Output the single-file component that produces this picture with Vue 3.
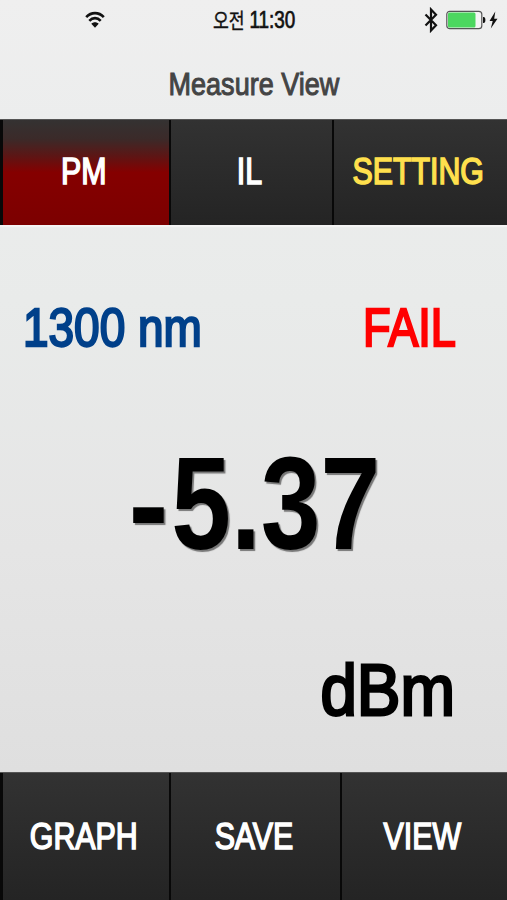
<template>
  <div class="screen">
    <!-- ── Status bar ─────────────────────────────────────────── -->
    <div class="status">
      <svg class="status__wifi" viewBox="0 0 20 18" fill="none" aria-hidden="true">
        <path d="M1.2 6.2C6.2 .8 13.8 .8 18.8 6.200M4.300 9.800c3.400-3.600 8-3.600 11.400 0" stroke="#111" stroke-width="2.600" />
        <path d="M6.300 12.800c2.200-2 5.200-2 7.400 0L10 16.700z" fill="#111" />
      </svg>
      <span class="status__time">오전 <span class="status__clock">11:30</span></span>
      <div class="status__right">
        <svg class="status__bt" viewBox="0 0 14 26" fill="none" aria-hidden="true">
          <path d="M1.500 7.500L12 18.200 7 23.500V2.500L12 7.800 1.500 18.500" stroke="#111" stroke-width="2.200" />
        </svg>
        <svg class="status__battery" viewBox="0 0 40 20" aria-hidden="true">
          <rect x=".8" y="1.300" width="35" height="17.400" rx="3" fill="#f4f4f4" stroke="#555" stroke-width="1.200" />
          <rect x="2" y="2.500" width="27.500" height="15" rx="1.500" fill="#4cd75f" />
          <path d="M37 7h.6q1.800 0 1.800 3t-1.800 3H37z" fill="#111" />
        </svg>
        <svg class="status__bolt" viewBox="0 0 9 18" aria-hidden="true">
          <path d="M6.300 .5L.5 10h3.200L1.800 17.500 8.500 7.700H5.200z" fill="#111" />
        </svg>
      </div>
    </div>

    <h1 class="title"><span class="title__text">Measure View</span></h1>

    <!-- ── Mode tabs ──────────────────────────────────────────── -->
    <nav class="bar bar--top">
      <button
        v-for="tab in tabs"
        :key="tab.id"
        class="bar__btn"
        :class="['bar__btn--' + tab.id, { 'is-active': tab.id === activeTab }]"
        @click="activeTab = tab.id"
      >
        <span class="bar__label">{{ tab.label }}</span>
      </button>
    </nav>

    <!-- ── Reading ────────────────────────────────────────────── -->
    <main class="reading">
      <div class="reading__head">
        <span class="reading__wave">{{ wavelength }} nm</span>
        <span class="reading__result">{{ result }}</span>
      </div>
      <div class="reading__value">
        <span class="reading__number"><span v-if="power < 0" class="reading__sign">-</span>{{ Math.abs(power).toFixed(2) }}</span>
      </div>
      <div class="reading__unit"><span class="reading__dbm">dBm</span></div>
    </main>

    <!-- ── Actions ────────────────────────────────────────────── -->
    <footer class="bar bar--bottom">
      <button v-for="action in actions" :key="action" class="bar__btn">
        <span class="bar__label">{{ action }}</span>
      </button>
    </footer>
  </div>
</template>

<script setup>
import { ref } from 'vue'

const tabs = [
  { id: 'pm',      label: 'PM' },
  { id: 'il',      label: 'IL' },
  { id: 'setting', label: 'SETTING' },
]
const actions = ['GRAPH', 'SAVE', 'VIEW']

const activeTab  = ref('pm')
const wavelength = ref(1300)
const power      = ref(-5.37)
const result     = ref('FAIL')
</script>

<style>
body {
  margin: 0;
}
</style>

<style scoped>
.screen {
  display:        flex;
  flex-direction: column;
  width:          507px;
  height:         900px;
  overflow:       hidden;
  background:     linear-gradient(#efefef 0, #eceded 119px, #e9ebea 300px, #e5e5e5 550px, #dfdfdf 772px);
  font-family:    "Liberation Sans", "Noto Sans CJK KR", sans-serif;
  line-height:    1;
  white-space:    nowrap;
}

/* ── Status bar ───────────────────────────────────────────────────────────── */
.status {
  display:               grid;
  grid-template-columns: 1fr auto 1fr;
  align-items:           center;
  height:                40px;
  color:                 #111;
}
.status__wifi {
  width:       20px;
  height:      18px;
  margin-left: 85px;
}
.status__time {
  font-size:         21px;
  padding-left:      1px;
  transform:         scaleX(.82);
  -webkit-text-stroke: .4px;
}
.status__clock {
  font-size: 23px;
  -webkit-text-stroke: .7px;
}
.status__right {
  display:         flex;
  align-items:     center;
  justify-content: flex-end;
  padding-right:   9px;
}
.status__bt {
  width:        14px;
  height:       26px;
  margin-right: 8px;
}
.status__battery {
  width:        40px;
  height:       20px;
  margin-right: 3px;
}
.status__bolt {
  width:  9px;
  height: 18px;
}

/* ── Title ────────────────────────────────────────────────────────────────── */
.title {
  height:      79px;
  margin:      0;
  padding-top: 29px;
  box-sizing:  border-box;
  text-align:  center;
  font-size:   31px;
  font-weight: 400;
  color:       #444;
  -webkit-text-stroke: 1px;
}
.title__text {
  display:   inline-block;
  transform: scaleX(.872);
}

/* ── Button bars ──────────────────────────────────────────────────────────── */
.bar {
  display:    grid;
  flex:       none;
  box-sizing: border-box;
  background: linear-gradient(#323232, #242424);
}
.bar--top {
  grid-template-columns: 169px 163px 175px;
  height:     106px;
  border-top: 1px solid #555;
  box-shadow: 0 2px 1px #f4f4f4;
}
.bar--bottom {
  grid-template-columns: 169px 171px 167px;
  height:     128px;
  border-top: 1px solid #555;
}
.bar__btn {
  display:         flex;
  align-items:     center;
  justify-content: center;
  padding:         0 2px 2px 0;
  border:          0;
  background:      none;
  box-shadow:      inset 2px 0 #080808;
  font:            400 37px/1 "Liberation Sans", sans-serif;
  color:           #fff;
  -webkit-text-stroke: 1.6px;
}
.bar__btn:first-child {
  box-shadow: inset 3px 0 #080808;
}
.bar--bottom .bar__btn {
  padding-bottom: 0;
}
.bar__label {
  transform: scaleX(.82);
}
.bar__btn--setting {
  color: #ffe04d;
}
.bar__btn--pm.is-active {
  background: linear-gradient(#343232 0, #3b2a29 18%, #5c1615 34%, #850000 50%, #7c0000 100%);
}

/* ── Reading ──────────────────────────────────────────────────────────────── */
.reading {
  display:        flex;
  flex:           1;
  flex-direction: column;
}
.reading__head {
  display:         flex;
  justify-content: space-between;
  padding:         76px 51px 0 23px;
  font-size:       53px;
  -webkit-text-stroke: 2.3px;
}
.reading__wave {
  color:            #00408a;
  transform:        scaleX(.867);
  transform-origin: left;
}
.reading__result {
  color:            #f00;
  transform:        scaleX(.853);
  transform-origin: right;
}
.reading__value {
  margin-top:   84px;
  padding-left: 4px;
  text-align:   center;
  font-size:    132px;
  font-weight:  700;
  color:        #000;
}
.reading__number {
  display:     inline-block;
  transform:   scaleX(.813);
  text-shadow: 2px 2px 1px #777;
}
.reading__sign {
  display:      inline-block;
  margin-right: 6px;
  transform:    scaleX(1.12);
}
.reading__unit {
  margin-top:    84px;
  padding-right: 52px;
  text-align:    right;
  font-size:     72px;
  color:         #000;
  -webkit-text-stroke: 2.9px;
}
.reading__dbm {
  display:          inline-block;
  transform:        scaleX(.909);
  transform-origin: right;
}
</style>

**********

All of the data above should be quoted exactly, except for the pictures.

Output the single-file component that produces this picture with Vue 3.
<template>
  <div class="screen">
    <!-- ── Status bar ─────────────────────────────────────────── -->
    <div class="status">
      <svg class="status__wifi" viewBox="0 0 20 18" fill="none" aria-hidden="true">
        <path d="M1.2 6.2C6.2 .8 13.8 .8 18.8 6.200M4.300 9.800c3.400-3.600 8-3.600 11.400 0" stroke="#111" stroke-width="2.600" />
        <path d="M6.300 12.800c2.200-2 5.200-2 7.400 0L10 16.700z" fill="#111" />
      </svg>
      <span class="status__time">오전 <span class="status__clock">11:30</span></span>
      <div class="status__right">
        <svg class="status__bt" viewBox="0 0 14 26" fill="none" aria-hidden="true">
          <path d="M1.500 7.500L12 18.200 7 23.500V2.500L12 7.800 1.500 18.500" stroke="#111" stroke-width="2.200" />
        </svg>
        <svg class="status__battery" viewBox="0 0 40 20" aria-hidden="true">
          <rect x=".8" y="1.300" width="35" height="17.400" rx="3" fill="#f4f4f4" stroke="#555" stroke-width="1.200" />
          <rect x="2" y="2.500" width="27.500" height="15" rx="1.500" fill="#4cd75f" />
          <path d="M37 7h.6q1.800 0 1.800 3t-1.800 3H37z" fill="#111" />
        </svg>
        <svg class="status__bolt" viewBox="0 0 9 18" aria-hidden="true">
          <path d="M6.300 .5L.5 10h3.200L1.800 17.500 8.500 7.700H5.200z" fill="#111" />
        </svg>
      </div>
    </div>

    <h1 class="title"><span class="title__text">Measure View</span></h1>

    <!-- ── Mode tabs ──────────────────────────────────────────── -->
    <nav class="bar bar--top">
      <button
        v-for="tab in tabs"
        :key="tab.id"
        class="bar__btn"
        :class="['bar__btn--' + tab.id, { 'is-active': tab.id === activeTab }]"
        @click="activeTab = tab.id"
      >
        <span class="bar__label">{{ tab.label }}</span>
      </button>
    </nav>

    <!-- ── Reading ────────────────────────────────────────────── -->
    <main class="reading">
      <div class="reading__head">
        <span class="reading__wave">{{ wavelength }} nm</span>
        <span class="reading__result">{{ result }}</span>
      </div>
      <div class="reading__value">
        <span class="reading__number"><span v-if="power < 0" class="reading__sign">-</span>{{ Math.abs(power).toFixed(2) }}</span>
      </div>
      <div class="reading__unit"><span class="reading__dbm">dBm</span></div>
    </main>

    <!-- ── Actions ────────────────────────────────────────────── -->
    <footer class="bar bar--bottom">
      <button v-for="action in actions" :key="action" class="bar__btn">
        <span class="bar__label">{{ action }}</span>
      </button>
    </footer>
  </div>
</template>

<script setup>
import { ref } from 'vue'

const tabs = [
  { id: 'pm',      label: 'PM' },
  { id: 'il',      label: 'IL' },
  { id: 'setting', label: 'SETTING' },
]
const actions = ['GRAPH', 'SAVE', 'VIEW']

const activeTab  = ref('pm')
const wavelength = ref(1300)
const power      = ref(-5.37)
const result     = ref('FAIL')
</script>

<style>
body {
  margin: 0;
}
</style>

<style scoped>
.screen {
  display:        flex;
  flex-direction: column;
  width:          507px;
  height:         900px;
  overflow:       hidden;
  background:     linear-gradient(#efefef 0, #eceded 119px, #e9ebea 300px, #e5e5e5 550px, #dfdfdf 772px);
  font-family:    "Liberation Sans", "Noto Sans CJK KR", sans-serif;
  line-height:    1;
  white-space:    nowrap;
}

/* ── Status bar ───────────────────────────────────────────────────────────── */
.status {
  display:               grid;
  grid-template-columns: 1fr auto 1fr;
  align-items:           center;
  height:                40px;
  color:                 #111;
}
.status__wifi {
  width:       20px;
  height:      18px;
  margin-left: 85px;
}
.status__time {
  font-size:         21px;
  padding-left:      1px;
  transform:         scaleX(.82);
  -webkit-text-stroke: .4px;
}
.status__clock {
  font-size: 23px;
  -webkit-text-stroke: .7px;
}
.status__right {
  display:         flex;
  align-items:     center;
  justify-content: flex-end;
  padding-right:   9px;
}
.status__bt {
  width:        14px;
  height:       26px;
  margin-right: 8px;
}
.status__battery {
  width:        40px;
  height:       20px;
  margin-right: 3px;
}
.status__bolt {
  width:  9px;
  height: 18px;
}

/* ── Title ────────────────────────────────────────────────────────────────── */
.title {
  height:      79px;
  margin:      0;
  padding-top: 29px;
  box-sizing:  border-box;
  text-align:  center;
  font-size:   31px;
  font-weight: 400;
  color:       #444;
  -webkit-text-stroke: 1px;
}
.title__text {
  display:   inline-block;
  transform: scaleX(.872);
}

/* ── Button bars ──────────────────────────────────────────────────────────── */
.bar {
  display:    grid;
  flex:       none;
  box-sizing: border-box;
  background: linear-gradient(#323232, #242424);
}
.bar--top {
  grid-template-columns: 169px 163px 175px;
  height:     106px;
  border-top: 1px solid #555;
  box-shadow: 0 2px 1px #f4f4f4;
}
.bar--bottom {
  grid-template-columns: 169px 171px 167px;
  height:     128px;
  border-top: 1px solid #555;
}
.bar__btn {
  display:         flex;
  align-items:     center;
  justify-content: center;
  padding:         0 2px 2px 0;
  border:          0;
  background:      none;
  box-shadow:      inset 2px 0 #080808;
  font:            400 37px/1 "Liberation Sans", sans-serif;
  color:           #fff;
  -webkit-text-stroke: 1.6px;
}
.bar__btn:first-child {
  box-shadow: inset 3px 0 #080808;
}
.bar--bottom .bar__btn {
  padding-bottom: 0;
}
.bar__label {
  transform: scaleX(.82);
}
.bar__btn--setting {
  color: #ffe04d;
}
.bar__btn--pm.is-active {
  background: linear-gradient(#343232 0, #3b2a29 18%, #5c1615 34%, #850000 50%, #7c0000 100%);
}

/* ── Reading ──────────────────────────────────────────────────────────────── */
.reading {
  display:        flex;
  flex:           1;
  flex-direction: column;
}
.reading__head {
  display:         flex;
  justify-content: space-between;
  padding:         76px 51px 0 23px;
  font-size:       53px;
  -webkit-text-stroke: 2.3px;
}
.reading__wave {
  color:            #00408a;
  transform:        scaleX(.867);
  transform-origin: left;
}
.reading__result {
  color:            #f00;
  transform:        scaleX(.853);
  transform-origin: right;
}
.reading__value {
  margin-top:   84px;
  padding-left: 4px;
  text-align:   center;
  font-size:    132px;
  font-weight:  700;
  color:        #000;
}
.reading__number {
  display:     inline-block;
  transform:   scaleX(.813);
  text-shadow: 2px 2px 1px #777;
}
.reading__sign {
  display:      inline-block;
  margin-right: 6px;
  transform:    scaleX(1.12);
}
.reading__unit {
  margin-top:    84px;
  padding-right: 52px;
  text-align:    right;
  font-size:     72px;
  color:         #000;
  -webkit-text-stroke: 2.9px;
}
.reading__dbm {
  display:          inline-block;
  transform:        scaleX(.909);
  transform-origin: right;
}
</style>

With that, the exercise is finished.